The like button is a small, isolated example of how connected the Web 2.0 world is. However, a like button issue is only a glimpse of the damage that can be done. Many companies, across nearly all industries, are heavily dependent on their web presence. In today’s marketplace, an ineffective web presence is simply unacceptable. In fact most companies, regardless of industry, are generating revenue in some capacity via their web presence. But, a sharp, user-friendly web presence is useless without a highly available network.
Whether its API calls, EDI feeds, or social media connecting multiple parties together, LANs & WANs are constantly communicating (internally and externally). Any glitch in your network can bring you down, but it will inevitably bring your neighbors down as well (whether the neighbor is in China, the US, or somewhere between). Whether we like it our not, a poor network will push customers, partners, investors, and leads away.
Infoblox is the clear leader in the DDI space. Accordingly, they should be the go to vendor for your DDI needs, correct? Unfortunately, very few know they have DDI needs. It would help to identify what DDI is. Gartner created the acronym to represent the DNS, DHCP, and IP Address Management (DDI) market. Now it is much clearer right? Probably not. Just identifying the three elements of DDI does not uncover any needs in the three areas. So, how do you sell into the DDI space? Try taking technology out of the picture. Try the following questions. Would you like to take the job of four employees and consolidate it into one? Would you like to take an IT process that has traditionally taken weeks to accomplish and reduce it to ten minutes? Anybody, regardless of technical savvy, can affirmatively answer those questions.

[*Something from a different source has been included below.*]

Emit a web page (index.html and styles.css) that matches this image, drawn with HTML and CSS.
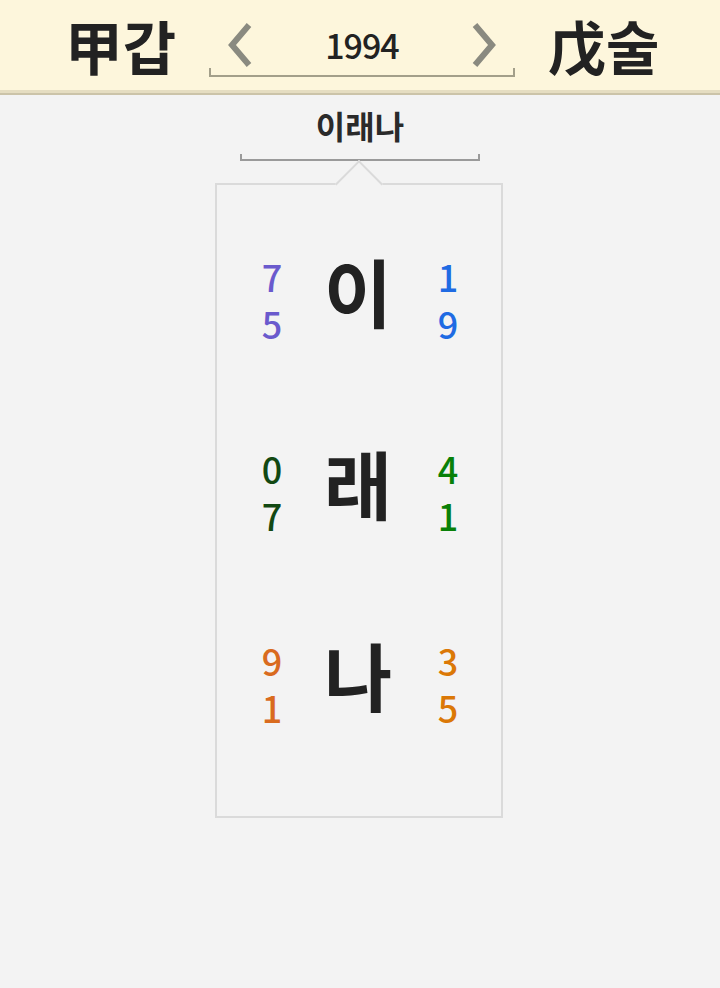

Infoblox clearly dominates the DDI marketplace (see Gartner’s report). As networks expand, IPv4 addresses run out, and manual processes to monitor/change network devices overwhelm IT departments, the DDI market will rise to a household name. No matter what niche of the IT environment you sell into (e.g. wireless, network, voice, etc.) and no matter what vertical your customers sit in (e.g. healthcare, retail, education, etc.), there is a good chance DDI already presents a cumbersome ball and chain for IT departments. Infoblox’s suite of DDI products immediately ease network processes; in turn, create immediate savings.